[racket] XML library: representing CDATA
Greetings.
In the XML module's cdata struct, "[t]he string field is assumed to be of the form <![CDATA[‹content›]]> with proper quoting of ‹content›." It's not clear that this is a very useful design of the interface.
Principally, it makes it inconvenient to get at the <content>, and requires calls to substring (or something like that) in order to extract the <content> from cdata-string.

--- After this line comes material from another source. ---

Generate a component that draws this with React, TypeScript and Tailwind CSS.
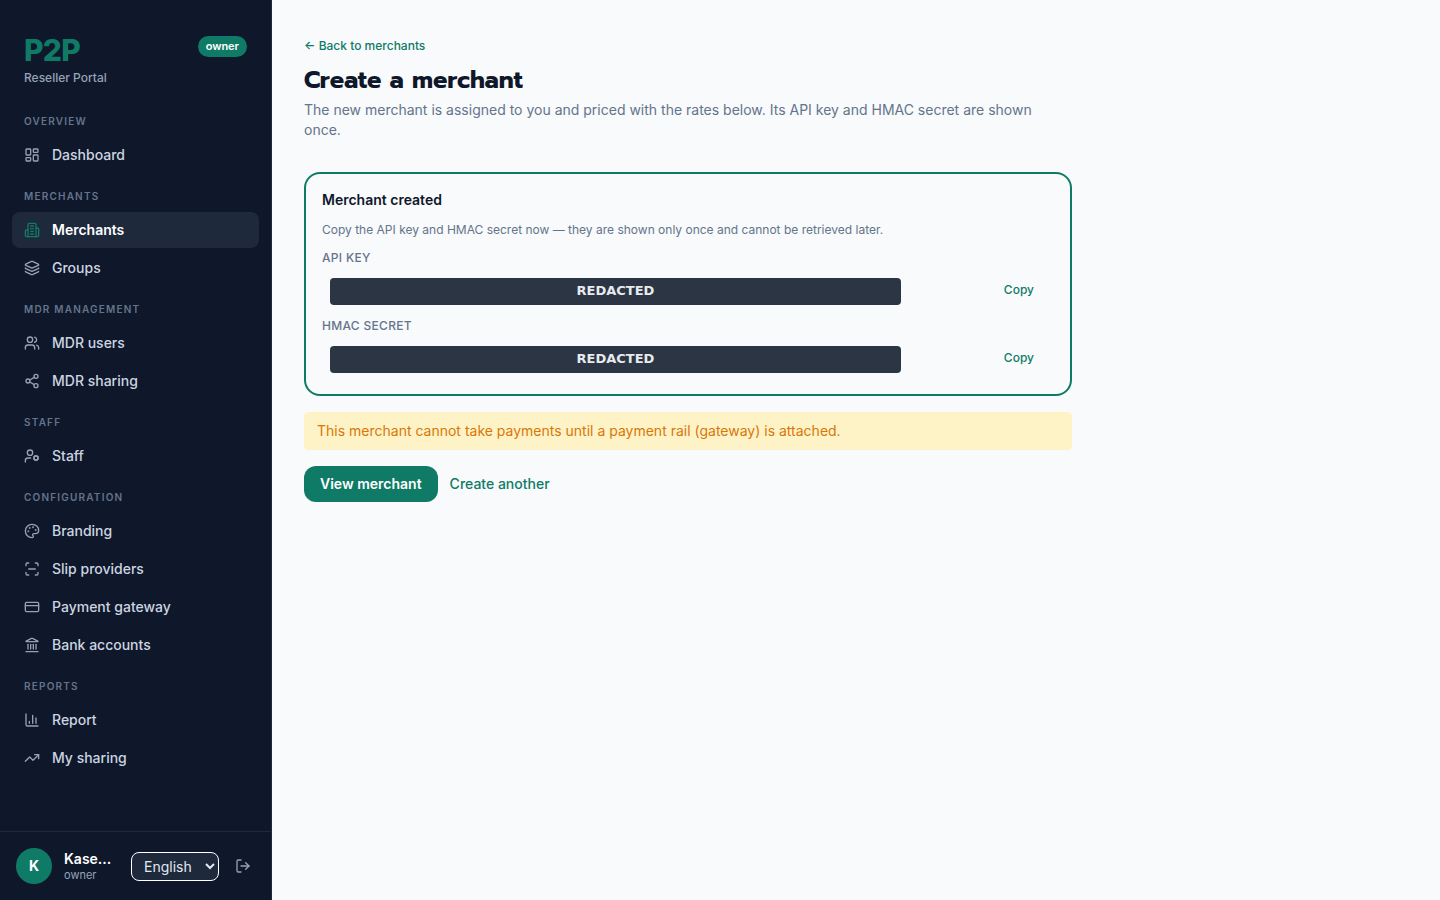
import { type ReactNode } from "react";
import {
  LayoutDashboard, Layers, Users, Share2, Palette, CreditCard,
  Landmark, TrendingUp, LogOut, type LucideIcon,
} from "lucide-react";

function Glyph({ children }: { children: ReactNode }) {
  return (
    <svg viewBox="0 0 24 24" fill="none" stroke="currentColor" strokeWidth="2" strokeLinecap="round" strokeLinejoin="round" className="size-4 shrink-0" aria-hidden="true">
      {children}
    </svg>
  );
}

const icon = (Icon: LucideIcon) => <Icon className="size-4 shrink-0" aria-hidden="true" />;

const merchantsIcon = (
  <Glyph>
    <path d="M6 22V4a2 2 0 0 1 2-2h8a2 2 0 0 1 2 2v18Z" />
    <path d="M6 12H4a2 2 0 0 0-2 2v6a2 2 0 0 0 2 2h2" />
    <path d="M18 9h2a2 2 0 0 1 2 2v9a2 2 0 0 1-2 2h-2" />
    <path d="M10 6h4M10 10h4M10 14h4M10 18h4" />
  </Glyph>
);

const staffIcon = (
  <Glyph>
    <circle cx="9" cy="7" r="4" />
    <path d="M10 15H6a4 4 0 0 0-4 4v2" />
    <circle cx="18" cy="15" r="3" />
    <path d="m21.7 16.4-.9-.3M15.2 13.9l-.9-.3M16.6 18.7l.3-.9M19.1 12.2l.3-.9M19.6 18.7l-.4-1M16.8 12.3l-.4-1M14.3 16.6l1-.4M20.7 13.8l1-.4" />
  </Glyph>
);

const slipIcon = (
  <Glyph>
    <path d="M3 7V5a2 2 0 0 1 2-2h2M17 3h2a2 2 0 0 1 2 2v2M21 17v2a2 2 0 0 1-2 2h-2M7 21H5a2 2 0 0 1-2-2v-2M7 12h10" />
  </Glyph>
);

const reportIcon = (
  <Glyph>
    <path d="M3 3v16a2 2 0 0 0 2 2h16M18 17V9M13 17V5M8 17v-3" />
  </Glyph>
);

type Item = { label: string; icon: ReactNode; active?: boolean };

const sections: { title: string; items: Item[] }[] = [
  { title: "OVERVIEW", items: [{ label: "Dashboard", icon: icon(LayoutDashboard) }] },
  {
    title: "MERCHANTS",
    items: [
      { label: "Merchants", icon: merchantsIcon, active: true },
      { label: "Groups", icon: icon(Layers) },
    ],
  },
  {
    title: "MDR MANAGEMENT",
    items: [
      { label: "MDR users", icon: icon(Users) },
      { label: "MDR sharing", icon: icon(Share2) },
    ],
  },
  { title: "STAFF", items: [{ label: "Staff", icon: staffIcon }] },
  {
    title: "CONFIGURATION",
    items: [
      { label: "Branding", icon: icon(Palette) },
      { label: "Slip providers", icon: slipIcon },
      { label: "Payment gateway", icon: icon(CreditCard) },
      { label: "Bank accounts", icon: icon(Landmark) },
    ],
  },
  {
    title: "REPORTS",
    items: [
      { label: "Report", icon: reportIcon },
      { label: "My sharing", icon: icon(TrendingUp) },
    ],
  },
];

function Sidebar() {
  return (
    <aside className="sticky top-0 flex h-screen w-68 shrink-0 flex-col border-r border-[#1e293b] bg-[#0f172a]">
      <header className="flex items-start justify-between px-6 pt-8 pb-7">
        <div>
          <div className="text-3xl leading-9 font-extrabold tracking-tight text-[#0f7b66]">P2P</div>
          <div className="mt-0.5 text-xs font-medium text-[#94a3b8]">Reseller Portal</div>
        </div>
        <span className="mt-1 rounded-full bg-[#0f7b66] px-2 text-[11px] leading-[21px] font-semibold text-white">owner</span>
      </header>
      <nav className="flex flex-1 flex-col gap-4 overflow-y-auto px-3">
        {sections.map((section) => (
          <section key={section.title}>
            <h2 className="mb-2 px-3 text-[10px] leading-[15px] font-semibold tracking-[1.2px] text-[#64748b]">{section.title}</h2>
            <ul className="flex flex-col gap-0.5">
              {section.items.map((item) => (
                <li key={item.label}>
                  <a
                    href="#"
                    aria-current={item.active ? "page" : undefined}
                    className={
                      item.active
                        ? "flex h-9 items-center gap-3 rounded-lg bg-[#1e293b] px-3 text-sm font-semibold text-white"
                        : "flex h-9 items-center gap-3 rounded-lg px-3 text-sm font-medium text-[#cbd5e1]"
                    }
                  >
                    <span className={item.active ? "text-[#0f7b66]" : "text-[#94a3b8]"}>{item.icon}</span>
                    {item.label}
                  </a>
                </li>
              ))}
            </ul>
          </section>
        ))}
      </nav>
      <footer className="flex items-center gap-3 border-t border-[#1e293b] p-4">
        <div className="flex size-9 shrink-0 items-center justify-center rounded-full bg-[#0f7b66] text-sm font-bold text-white">K</div>
        <div className="min-w-0 flex-1">
          <div className="text-sm leading-[18px] font-semibold text-white">Kase...</div>
          <div className="text-[11px] leading-[14px] text-[#94a3b8]">owner</div>
        </div>
        <select aria-label="Language" className="h-[29px] w-[88px] shrink-0 rounded-lg border border-white bg-[#1e293b] px-2 text-sm text-[#e2e8f0]">
          <option>English</option>
        </select>
        <button type="button" aria-label="Sign out" className="p-1 text-[#94a3b8]">{icon(LogOut)}</button>
      </footer>
    </aside>
  );
}

function SecretField({ label }: { label: string }) {
  return (
    <div className="pt-3 pb-px">
      <div className="text-xs font-medium tracking-[0.3px] text-[#64748b]">{label}</div>
      <div className="mt-3 flex items-start justify-between gap-4 pr-5 pl-2">
        <code className="max-w-[571px] flex-1 rounded bg-[#2b3544] pb-0.5 text-center font-['DejaVu_Sans',sans-serif] text-[13px] leading-[25px] font-bold text-[#e8eaed]">REDACTED</code>
        <button type="button" aria-label={`Copy ${label}`} className="text-xs leading-6 font-medium text-[#0f7b66]">Copy</button>
      </div>
    </div>
  );
}

export default function App() {
  return (
    <div className="flex min-h-screen bg-[#f8fafc] font-['Inter','Liberation_Sans',sans-serif] text-[#0f172a]">
      <Sidebar />
      <main className="min-w-0 flex-1 px-8 pt-[38px] pb-8">
        <div className="max-w-3xl">
          <a href="#" className="block text-xs font-medium text-[#0f7b66]">← Back to merchants</a>
          <h1 className="mt-2.5 font-['Prompt','Inter',sans-serif] text-2xl leading-8 font-bold">Create a merchant</h1>
          <p className="mt-1 text-sm text-[#64748b]">The new merchant is assigned to you and priced with the rates below. Its API key and HMAC secret are shown once.</p>
          <section className="mt-8 rounded-2xl border-2 border-[#0f7b66] px-4 pt-4 pb-5">
            <h2 className="text-sm font-semibold">Merchant created</h2>
            <p className="mt-3 text-xs text-[#64748b]">Copy the API key and HMAC secret now — they are shown only once and cannot be retrieved later.</p>
            <SecretField label="API KEY" />
            <SecretField label="HMAC SECRET" />
          </section>
          <p role="status" className="mt-4 rounded border border-[#fef3c7] bg-[#fef3c7] px-3 py-2 text-sm text-[#d97706]">This merchant cannot take payments until a payment rail (gateway) is attached.</p>
          <div className="mt-4 flex items-center gap-3">
            <a href="#" className="flex h-9 items-center rounded-xl bg-[#0f7b66] px-4 text-sm font-semibold text-white">View merchant</a>
            <button type="button" className="text-sm font-medium text-[#0f7b66]">Create another</button>
          </div>
        </div>
      </main>
    </div>
  );
}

Secondly, it represents low-level syntactical information which should not, I think, be present in the result of a parse of an XML document. The fact that the content string originated from within a CDATA section is, I think, useful to know, but only just. Note that the fact that a string or character originated within a CDATA section is not part of the XML information set (<http://www.w3.org/TR/xml-infoset/> Sect. 2.6, and Appx D point 19). Supposing (which would be sturdily defensible) that xexprs should represent no more than the content of the XML information set, then there would be no need for the cdata structure at all (though this obviously makes escaping characters on output somewhat more involved).
It's also completely counterintuitive: the documentation of this struct is only three sentences long, and when reading it I _still_ managed to elide the explanation that the CDATA line-noise actually had to be included in the string, presumaly because it seemed so obvious that it wouldn't.
Side-issue regarding the wording of the documentation: it's not completely clear what "proper quoting of content" means. I presume it means purely racket-quoting of the string contents, and doesn't refer to XML quoting at all. Thus (cdata #f #f "<![CDATA[\"&]]>") would be acceptable in principle (it is acceptable in fact).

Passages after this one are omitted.